START RECORDED INFORMATION

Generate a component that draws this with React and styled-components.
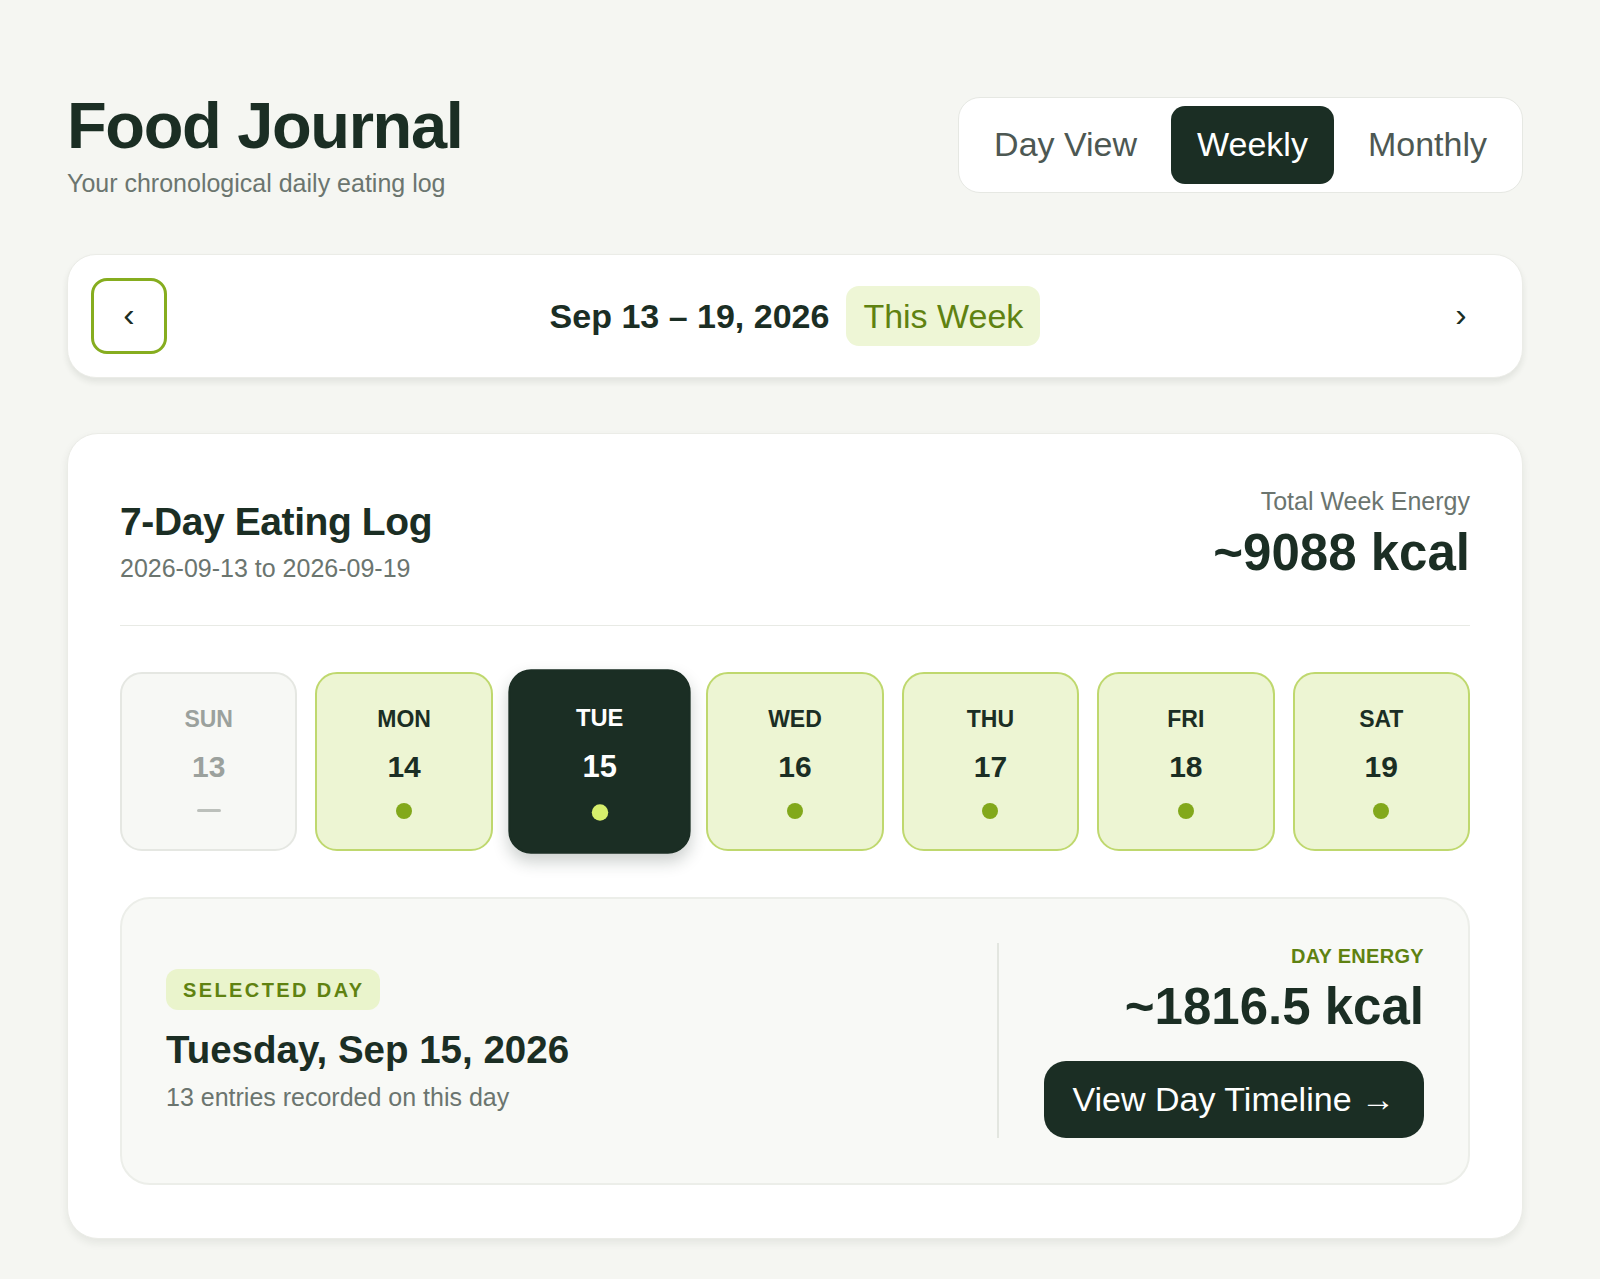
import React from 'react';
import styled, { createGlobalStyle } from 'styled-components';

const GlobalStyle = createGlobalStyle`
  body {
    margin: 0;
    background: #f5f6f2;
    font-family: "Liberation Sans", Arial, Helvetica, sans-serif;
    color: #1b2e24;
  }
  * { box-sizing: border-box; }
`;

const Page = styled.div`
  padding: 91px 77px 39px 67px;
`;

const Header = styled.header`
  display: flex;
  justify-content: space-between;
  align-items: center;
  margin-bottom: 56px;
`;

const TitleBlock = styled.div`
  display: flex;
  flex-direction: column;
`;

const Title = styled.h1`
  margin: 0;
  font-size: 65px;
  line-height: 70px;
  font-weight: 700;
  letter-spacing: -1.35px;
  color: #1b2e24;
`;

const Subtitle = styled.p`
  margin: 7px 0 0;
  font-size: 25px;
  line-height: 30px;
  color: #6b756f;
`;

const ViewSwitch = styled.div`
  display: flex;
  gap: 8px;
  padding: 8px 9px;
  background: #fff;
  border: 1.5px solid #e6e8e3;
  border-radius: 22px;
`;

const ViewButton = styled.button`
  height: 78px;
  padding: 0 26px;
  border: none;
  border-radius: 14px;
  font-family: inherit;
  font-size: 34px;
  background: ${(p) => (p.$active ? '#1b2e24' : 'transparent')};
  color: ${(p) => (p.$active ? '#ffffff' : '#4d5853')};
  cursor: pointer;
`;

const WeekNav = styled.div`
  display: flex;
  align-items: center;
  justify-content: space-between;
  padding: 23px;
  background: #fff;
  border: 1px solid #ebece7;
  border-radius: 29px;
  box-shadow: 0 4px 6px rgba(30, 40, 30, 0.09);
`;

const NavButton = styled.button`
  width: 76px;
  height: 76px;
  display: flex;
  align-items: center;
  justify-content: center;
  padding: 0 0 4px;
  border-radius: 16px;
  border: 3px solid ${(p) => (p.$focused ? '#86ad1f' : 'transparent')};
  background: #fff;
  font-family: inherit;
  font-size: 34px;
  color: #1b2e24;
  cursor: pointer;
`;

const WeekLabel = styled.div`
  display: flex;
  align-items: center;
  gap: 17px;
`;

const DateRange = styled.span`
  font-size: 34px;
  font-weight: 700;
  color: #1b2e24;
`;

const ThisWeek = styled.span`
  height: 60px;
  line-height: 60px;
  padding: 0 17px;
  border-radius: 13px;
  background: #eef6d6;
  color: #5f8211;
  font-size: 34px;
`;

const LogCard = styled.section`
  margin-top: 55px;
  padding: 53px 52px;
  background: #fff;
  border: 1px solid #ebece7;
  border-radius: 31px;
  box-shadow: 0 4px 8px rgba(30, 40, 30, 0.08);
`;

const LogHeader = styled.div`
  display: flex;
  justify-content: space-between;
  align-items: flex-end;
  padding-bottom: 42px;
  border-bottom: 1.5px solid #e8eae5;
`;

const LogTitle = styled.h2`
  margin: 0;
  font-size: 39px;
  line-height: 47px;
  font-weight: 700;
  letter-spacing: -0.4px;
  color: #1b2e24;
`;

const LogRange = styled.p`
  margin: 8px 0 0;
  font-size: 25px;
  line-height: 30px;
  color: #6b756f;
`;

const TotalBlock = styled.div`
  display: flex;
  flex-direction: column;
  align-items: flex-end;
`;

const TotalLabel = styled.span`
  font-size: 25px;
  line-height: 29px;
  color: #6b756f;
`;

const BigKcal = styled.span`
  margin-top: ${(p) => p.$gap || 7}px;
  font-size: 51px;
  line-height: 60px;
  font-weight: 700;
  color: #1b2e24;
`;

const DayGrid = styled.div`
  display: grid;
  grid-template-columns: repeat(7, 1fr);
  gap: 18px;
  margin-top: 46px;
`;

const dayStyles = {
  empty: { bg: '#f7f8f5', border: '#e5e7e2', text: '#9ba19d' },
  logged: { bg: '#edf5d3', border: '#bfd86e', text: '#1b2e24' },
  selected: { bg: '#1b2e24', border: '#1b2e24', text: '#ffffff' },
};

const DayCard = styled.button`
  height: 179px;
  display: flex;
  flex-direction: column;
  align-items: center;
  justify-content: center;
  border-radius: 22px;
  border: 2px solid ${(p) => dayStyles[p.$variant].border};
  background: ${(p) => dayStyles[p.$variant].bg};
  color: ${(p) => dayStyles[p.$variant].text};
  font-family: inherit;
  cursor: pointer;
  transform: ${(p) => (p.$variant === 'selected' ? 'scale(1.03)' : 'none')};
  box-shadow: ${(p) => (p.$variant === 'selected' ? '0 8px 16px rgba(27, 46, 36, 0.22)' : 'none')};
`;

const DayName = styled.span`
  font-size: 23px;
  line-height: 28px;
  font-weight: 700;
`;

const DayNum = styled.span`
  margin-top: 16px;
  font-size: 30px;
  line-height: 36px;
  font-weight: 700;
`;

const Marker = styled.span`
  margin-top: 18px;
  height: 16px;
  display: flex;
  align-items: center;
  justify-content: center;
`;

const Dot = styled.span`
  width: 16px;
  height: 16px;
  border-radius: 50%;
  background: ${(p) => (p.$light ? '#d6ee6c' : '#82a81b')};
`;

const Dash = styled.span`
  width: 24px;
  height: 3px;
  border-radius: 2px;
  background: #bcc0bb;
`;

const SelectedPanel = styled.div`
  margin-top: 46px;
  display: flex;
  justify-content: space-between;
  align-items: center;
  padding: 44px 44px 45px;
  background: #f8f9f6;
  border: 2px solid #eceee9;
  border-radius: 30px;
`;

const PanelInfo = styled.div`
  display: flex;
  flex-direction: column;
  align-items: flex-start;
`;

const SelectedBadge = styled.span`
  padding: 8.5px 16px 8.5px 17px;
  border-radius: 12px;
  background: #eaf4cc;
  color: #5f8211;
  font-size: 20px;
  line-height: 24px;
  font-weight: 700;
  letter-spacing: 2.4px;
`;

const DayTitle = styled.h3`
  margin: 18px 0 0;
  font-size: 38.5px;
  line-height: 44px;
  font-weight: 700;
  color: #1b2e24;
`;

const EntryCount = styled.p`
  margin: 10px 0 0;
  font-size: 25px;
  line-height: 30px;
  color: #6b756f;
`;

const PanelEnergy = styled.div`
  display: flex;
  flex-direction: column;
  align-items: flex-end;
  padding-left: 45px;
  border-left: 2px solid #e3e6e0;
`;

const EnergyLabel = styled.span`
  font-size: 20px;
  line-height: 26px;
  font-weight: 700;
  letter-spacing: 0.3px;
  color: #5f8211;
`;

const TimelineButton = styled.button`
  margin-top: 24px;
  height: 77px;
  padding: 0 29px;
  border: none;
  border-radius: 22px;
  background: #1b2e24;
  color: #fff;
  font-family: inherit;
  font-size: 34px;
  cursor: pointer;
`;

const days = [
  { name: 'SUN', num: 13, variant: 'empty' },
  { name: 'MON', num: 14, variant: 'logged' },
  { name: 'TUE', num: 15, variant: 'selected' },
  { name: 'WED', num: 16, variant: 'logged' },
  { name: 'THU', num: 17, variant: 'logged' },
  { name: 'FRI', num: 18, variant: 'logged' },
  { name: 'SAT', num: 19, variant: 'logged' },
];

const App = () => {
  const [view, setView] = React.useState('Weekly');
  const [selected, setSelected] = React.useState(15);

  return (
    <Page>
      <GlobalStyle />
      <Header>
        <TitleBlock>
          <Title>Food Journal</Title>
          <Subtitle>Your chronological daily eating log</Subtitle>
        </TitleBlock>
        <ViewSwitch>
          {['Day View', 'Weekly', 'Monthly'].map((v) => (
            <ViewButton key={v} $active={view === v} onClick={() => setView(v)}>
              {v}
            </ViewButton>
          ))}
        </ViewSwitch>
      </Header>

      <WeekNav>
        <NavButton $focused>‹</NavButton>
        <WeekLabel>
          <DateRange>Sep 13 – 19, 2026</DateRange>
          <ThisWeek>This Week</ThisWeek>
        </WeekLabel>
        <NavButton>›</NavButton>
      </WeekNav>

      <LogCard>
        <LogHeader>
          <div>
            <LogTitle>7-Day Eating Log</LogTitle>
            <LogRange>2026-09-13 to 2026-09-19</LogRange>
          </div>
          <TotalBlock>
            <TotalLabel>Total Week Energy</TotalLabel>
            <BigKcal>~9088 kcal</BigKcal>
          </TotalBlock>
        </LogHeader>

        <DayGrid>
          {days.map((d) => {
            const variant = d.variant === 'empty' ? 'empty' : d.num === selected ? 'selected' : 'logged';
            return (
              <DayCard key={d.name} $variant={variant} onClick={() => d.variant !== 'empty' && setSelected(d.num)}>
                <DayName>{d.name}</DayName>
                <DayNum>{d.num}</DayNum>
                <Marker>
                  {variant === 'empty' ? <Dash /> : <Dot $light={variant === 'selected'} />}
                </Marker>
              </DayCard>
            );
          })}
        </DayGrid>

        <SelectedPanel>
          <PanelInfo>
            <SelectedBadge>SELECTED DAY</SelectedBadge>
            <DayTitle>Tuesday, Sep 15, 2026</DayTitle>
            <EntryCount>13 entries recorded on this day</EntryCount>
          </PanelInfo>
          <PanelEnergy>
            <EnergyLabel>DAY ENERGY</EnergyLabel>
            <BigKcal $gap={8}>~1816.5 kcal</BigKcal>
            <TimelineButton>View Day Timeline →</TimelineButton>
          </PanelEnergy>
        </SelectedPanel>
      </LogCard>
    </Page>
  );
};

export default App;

END RECORDED INFORMATION

**REQUIRED TASK**: Using the listing above, say how many of its lines contain the string "components", giving nothing but the figure.

**ANSWER BELOW**: 2